I picked this book up just a few days after loosing one of my close highschool friends in a car accident.At first glance I thought this book was going to be just another religious book explaining why the author feels god takes the lives of our loved ones. However this was not the case ,instead Kushner does and absolutely outstanding job of making the reader form their own opinions on the issue of why they think god makes the decisions he makes.I recommend this book to any one who is going through the tough times of losing a loved one. This book relates on all levels no matter what religion you are.
I read 'When Bad Things Happen to Good People' when it first came out five years ago. At that time, I found it interesting. But it was not until I lived through the deaths of two of my closest friends and I reread Kushner's classic that the book hit me with full force. Two recent books also were important to me during this dark period. I recommend all three of these books for anyone going through difficult times: During the early summer, two of my best friends, both women in their 40's, died of breast cancer. I searched for books that would offer me help with my grieving, and a perspective on what I was going through. Most of the books I found were long on faith and hope, and short on thought. And then I discovered two books, both recently published, that saved my life. These were Harold Kushner's 'The Lord is My Shepherd' and Dennis Shulman's 'The Genius of Genesis.' I thank Harold Kushner and Dennis Shulman for giving me a way of understanding life and death in a broader context. All three of these books tenderly guided me through my valley of the shadow of death and toward healing, and, for this, I am grateful.
This book is one of the great classics. All of us struggle from time to time with this profound issue. The author delves into the depths of life and your soul. I absolutely recommend this book, and I also recommend you read Optimal Thinking. You will learn how to accept what is out of your control, and make the most of anything and everything that is within your control. Both of these books are first-rate!
My best friend and her entire family died in a plane crash this year and this book helps give me such acceptance to death. I never thought i would have to think about death at only 17 but now that i have had to deal with it this book has made me so much stronger
After the long death of the man who helped raise me, this book reminded me to live for what he had stood for. A remarkable way to reclaim not only my own soul, but my own life and happiness.
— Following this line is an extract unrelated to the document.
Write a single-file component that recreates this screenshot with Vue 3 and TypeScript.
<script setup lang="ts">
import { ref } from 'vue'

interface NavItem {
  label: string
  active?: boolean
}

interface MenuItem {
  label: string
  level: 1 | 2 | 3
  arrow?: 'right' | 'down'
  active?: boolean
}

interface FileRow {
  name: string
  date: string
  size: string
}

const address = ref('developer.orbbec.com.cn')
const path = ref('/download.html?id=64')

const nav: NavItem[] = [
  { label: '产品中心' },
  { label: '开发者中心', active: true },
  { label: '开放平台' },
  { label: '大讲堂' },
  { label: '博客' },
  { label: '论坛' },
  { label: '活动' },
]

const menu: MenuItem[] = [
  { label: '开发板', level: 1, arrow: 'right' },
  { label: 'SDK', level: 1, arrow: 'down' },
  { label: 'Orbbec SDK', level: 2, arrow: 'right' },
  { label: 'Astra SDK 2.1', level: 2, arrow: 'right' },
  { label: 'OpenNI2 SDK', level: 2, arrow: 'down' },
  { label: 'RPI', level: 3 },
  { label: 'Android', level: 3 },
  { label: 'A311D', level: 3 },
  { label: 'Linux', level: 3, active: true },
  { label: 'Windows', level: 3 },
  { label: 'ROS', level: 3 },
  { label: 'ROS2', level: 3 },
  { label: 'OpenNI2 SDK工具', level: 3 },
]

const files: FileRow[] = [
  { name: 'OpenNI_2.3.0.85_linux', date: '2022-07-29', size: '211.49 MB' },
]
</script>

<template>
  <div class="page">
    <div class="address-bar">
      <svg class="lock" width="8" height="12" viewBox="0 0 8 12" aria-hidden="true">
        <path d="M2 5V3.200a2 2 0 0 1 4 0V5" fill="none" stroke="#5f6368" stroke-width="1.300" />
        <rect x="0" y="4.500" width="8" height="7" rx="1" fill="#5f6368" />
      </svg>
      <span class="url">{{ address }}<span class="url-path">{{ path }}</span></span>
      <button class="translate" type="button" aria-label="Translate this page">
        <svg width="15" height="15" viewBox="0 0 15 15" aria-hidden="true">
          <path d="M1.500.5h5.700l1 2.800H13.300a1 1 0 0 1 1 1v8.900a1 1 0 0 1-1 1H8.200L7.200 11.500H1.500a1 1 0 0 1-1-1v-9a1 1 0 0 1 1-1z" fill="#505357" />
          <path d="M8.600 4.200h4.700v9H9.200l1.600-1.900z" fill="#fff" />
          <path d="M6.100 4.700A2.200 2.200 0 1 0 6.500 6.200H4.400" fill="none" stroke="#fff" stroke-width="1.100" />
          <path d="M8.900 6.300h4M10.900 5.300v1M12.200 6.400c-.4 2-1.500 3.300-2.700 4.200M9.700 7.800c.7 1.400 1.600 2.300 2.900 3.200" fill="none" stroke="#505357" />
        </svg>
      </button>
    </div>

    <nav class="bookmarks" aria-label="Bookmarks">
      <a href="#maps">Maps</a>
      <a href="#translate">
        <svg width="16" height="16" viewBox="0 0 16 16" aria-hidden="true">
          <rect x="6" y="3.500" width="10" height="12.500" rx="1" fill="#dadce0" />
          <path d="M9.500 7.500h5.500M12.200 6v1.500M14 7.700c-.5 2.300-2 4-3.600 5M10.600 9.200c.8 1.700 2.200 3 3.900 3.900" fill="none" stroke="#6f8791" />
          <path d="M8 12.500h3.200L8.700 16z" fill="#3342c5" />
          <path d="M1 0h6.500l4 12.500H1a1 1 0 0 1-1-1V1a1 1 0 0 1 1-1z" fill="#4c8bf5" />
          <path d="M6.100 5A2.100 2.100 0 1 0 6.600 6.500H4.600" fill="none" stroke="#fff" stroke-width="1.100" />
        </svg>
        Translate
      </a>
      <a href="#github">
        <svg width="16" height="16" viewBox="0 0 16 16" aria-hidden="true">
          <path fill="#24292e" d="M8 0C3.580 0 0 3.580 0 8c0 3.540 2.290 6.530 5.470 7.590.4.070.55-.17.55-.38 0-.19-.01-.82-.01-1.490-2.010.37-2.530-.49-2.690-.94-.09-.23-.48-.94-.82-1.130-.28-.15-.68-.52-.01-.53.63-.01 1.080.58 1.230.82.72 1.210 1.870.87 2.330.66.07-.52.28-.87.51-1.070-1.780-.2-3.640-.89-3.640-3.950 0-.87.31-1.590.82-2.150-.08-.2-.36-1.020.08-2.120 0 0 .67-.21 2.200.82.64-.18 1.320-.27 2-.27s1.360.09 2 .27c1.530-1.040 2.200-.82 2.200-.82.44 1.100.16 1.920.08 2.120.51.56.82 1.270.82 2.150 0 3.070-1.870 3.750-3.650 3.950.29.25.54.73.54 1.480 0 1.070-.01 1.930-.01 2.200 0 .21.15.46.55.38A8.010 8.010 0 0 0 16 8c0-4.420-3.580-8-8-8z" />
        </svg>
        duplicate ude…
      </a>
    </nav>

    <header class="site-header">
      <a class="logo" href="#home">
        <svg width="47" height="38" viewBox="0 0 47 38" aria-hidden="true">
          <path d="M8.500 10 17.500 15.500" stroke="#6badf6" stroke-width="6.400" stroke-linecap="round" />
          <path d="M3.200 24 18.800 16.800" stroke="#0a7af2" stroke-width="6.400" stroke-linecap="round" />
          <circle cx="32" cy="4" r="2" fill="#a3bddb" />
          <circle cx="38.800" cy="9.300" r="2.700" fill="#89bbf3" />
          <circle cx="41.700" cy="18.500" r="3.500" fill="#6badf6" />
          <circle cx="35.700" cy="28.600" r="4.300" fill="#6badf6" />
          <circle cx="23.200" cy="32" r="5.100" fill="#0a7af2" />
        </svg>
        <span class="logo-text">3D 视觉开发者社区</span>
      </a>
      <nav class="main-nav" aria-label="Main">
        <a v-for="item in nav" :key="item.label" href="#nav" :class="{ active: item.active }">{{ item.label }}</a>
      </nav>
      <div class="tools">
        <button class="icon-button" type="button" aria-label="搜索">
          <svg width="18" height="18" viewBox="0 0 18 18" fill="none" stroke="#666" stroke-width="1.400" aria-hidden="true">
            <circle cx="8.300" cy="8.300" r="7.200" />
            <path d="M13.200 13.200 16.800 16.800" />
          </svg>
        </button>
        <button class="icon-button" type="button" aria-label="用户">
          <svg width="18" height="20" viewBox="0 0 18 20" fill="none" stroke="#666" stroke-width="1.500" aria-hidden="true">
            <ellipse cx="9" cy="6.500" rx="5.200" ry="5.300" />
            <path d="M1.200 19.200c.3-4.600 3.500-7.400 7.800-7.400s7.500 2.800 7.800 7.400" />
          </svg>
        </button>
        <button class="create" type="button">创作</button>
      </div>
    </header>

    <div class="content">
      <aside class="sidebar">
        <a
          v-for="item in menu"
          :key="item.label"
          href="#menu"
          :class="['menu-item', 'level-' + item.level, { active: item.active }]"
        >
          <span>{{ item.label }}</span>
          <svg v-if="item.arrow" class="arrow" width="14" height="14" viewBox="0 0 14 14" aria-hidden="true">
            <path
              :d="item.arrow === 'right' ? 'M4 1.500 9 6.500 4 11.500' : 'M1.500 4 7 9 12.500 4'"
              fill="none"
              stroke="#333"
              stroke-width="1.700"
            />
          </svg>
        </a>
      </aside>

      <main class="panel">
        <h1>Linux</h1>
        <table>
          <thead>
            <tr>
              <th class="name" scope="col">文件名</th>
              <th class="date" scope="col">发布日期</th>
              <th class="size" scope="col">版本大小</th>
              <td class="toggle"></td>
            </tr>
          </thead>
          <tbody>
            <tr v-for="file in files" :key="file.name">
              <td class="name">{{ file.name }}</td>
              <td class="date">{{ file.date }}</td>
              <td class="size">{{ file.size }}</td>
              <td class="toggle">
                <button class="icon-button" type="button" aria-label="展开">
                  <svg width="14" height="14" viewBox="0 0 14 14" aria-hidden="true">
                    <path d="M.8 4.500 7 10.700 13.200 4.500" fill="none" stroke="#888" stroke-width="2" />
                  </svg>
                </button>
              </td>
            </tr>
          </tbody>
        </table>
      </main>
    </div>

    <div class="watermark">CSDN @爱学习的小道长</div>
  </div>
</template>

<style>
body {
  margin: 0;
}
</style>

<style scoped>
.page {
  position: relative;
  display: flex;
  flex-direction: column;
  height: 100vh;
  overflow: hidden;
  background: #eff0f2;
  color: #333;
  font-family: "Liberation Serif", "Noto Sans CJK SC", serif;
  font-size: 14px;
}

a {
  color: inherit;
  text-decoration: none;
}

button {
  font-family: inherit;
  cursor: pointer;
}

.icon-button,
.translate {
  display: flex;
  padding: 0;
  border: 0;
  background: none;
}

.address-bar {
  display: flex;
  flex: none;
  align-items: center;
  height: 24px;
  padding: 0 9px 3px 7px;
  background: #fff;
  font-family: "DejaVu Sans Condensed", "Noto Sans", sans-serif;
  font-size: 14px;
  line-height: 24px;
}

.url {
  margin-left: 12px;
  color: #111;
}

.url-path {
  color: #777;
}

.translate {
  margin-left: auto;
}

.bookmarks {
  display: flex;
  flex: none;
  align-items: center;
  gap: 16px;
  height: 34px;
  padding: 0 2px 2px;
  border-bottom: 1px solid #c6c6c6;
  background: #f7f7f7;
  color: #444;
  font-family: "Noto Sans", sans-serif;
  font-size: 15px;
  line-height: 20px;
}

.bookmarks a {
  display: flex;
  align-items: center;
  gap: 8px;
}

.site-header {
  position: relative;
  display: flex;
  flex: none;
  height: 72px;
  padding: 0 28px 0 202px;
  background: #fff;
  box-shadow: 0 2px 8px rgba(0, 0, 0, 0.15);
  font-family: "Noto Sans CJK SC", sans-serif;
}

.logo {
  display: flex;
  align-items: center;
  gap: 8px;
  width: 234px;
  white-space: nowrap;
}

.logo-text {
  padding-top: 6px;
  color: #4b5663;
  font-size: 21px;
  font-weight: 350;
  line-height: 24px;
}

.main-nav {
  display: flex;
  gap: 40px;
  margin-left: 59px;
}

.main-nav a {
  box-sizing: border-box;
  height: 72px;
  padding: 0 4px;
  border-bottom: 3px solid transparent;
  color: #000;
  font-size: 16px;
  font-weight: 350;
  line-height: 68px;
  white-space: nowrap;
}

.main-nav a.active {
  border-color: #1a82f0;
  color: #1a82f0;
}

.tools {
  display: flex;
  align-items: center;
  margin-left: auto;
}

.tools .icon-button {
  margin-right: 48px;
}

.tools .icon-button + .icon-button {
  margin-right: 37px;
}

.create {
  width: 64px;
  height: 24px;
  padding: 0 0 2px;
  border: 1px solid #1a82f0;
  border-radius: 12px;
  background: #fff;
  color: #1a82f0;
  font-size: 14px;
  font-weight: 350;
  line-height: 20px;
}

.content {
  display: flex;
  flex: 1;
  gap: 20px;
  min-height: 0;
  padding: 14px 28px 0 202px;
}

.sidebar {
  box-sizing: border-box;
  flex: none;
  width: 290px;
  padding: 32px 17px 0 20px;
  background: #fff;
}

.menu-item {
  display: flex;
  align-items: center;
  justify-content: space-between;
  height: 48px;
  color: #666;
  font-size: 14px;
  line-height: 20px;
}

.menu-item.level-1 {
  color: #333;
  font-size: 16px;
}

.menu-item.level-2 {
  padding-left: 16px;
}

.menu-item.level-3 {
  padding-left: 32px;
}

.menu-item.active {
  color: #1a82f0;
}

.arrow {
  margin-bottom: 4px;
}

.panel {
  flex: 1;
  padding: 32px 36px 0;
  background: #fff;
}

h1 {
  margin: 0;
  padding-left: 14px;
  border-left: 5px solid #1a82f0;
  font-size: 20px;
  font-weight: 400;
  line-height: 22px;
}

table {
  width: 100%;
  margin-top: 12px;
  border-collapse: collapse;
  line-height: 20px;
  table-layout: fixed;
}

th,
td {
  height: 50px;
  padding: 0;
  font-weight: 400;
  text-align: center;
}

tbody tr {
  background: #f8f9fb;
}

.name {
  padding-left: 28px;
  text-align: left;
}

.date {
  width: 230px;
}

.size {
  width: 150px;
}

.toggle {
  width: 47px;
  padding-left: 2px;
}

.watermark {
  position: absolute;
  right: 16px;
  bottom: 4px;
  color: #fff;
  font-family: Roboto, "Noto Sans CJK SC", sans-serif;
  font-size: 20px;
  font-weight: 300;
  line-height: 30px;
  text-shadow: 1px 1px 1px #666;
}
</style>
A well written book that's great for people who have been hurt or are in question about their god. It gave me a new outlook on life. The author talks about his personal struggles and his inability to accept some of the religious aspects of god. A truely compassionate man who shares the same questions of scripture interpretation as I. His personal accounts and senerios are the base for his beliefs, along with actual passages from the bible. I would recommend this book to anyone but would strongly earge those who are struggling with their beliefs to pick this one up!!
THE BOOK WAS WONDERFUL.MY BEST FRIEND LOST HER 1 1/2 YR. OLD SON TO AN AUTO ACCIDENT FROM A TRACTOR AND TRAILER DRIVER. WE LOST A GREAT LITTLE BOY AND LIFE WITHOUT HIM WILL BE DIFFICULT.BUT RABBI KUSHNER MADE ME REALIZE AT HIS SEMINAR IN TYLER THAT LIFE MUST GO ON. AND I WOULD JUST LIKE TO SAY THANK YOU,RABBI KUSHNER FOR BRINGING PEACE TO MY LIFE.
A friend gave me this book just after my miscarriage last fall. It really helped me to deal with my grief, without losing my faith in God. I have since bought copies of this book for friends that are also suffering a loss.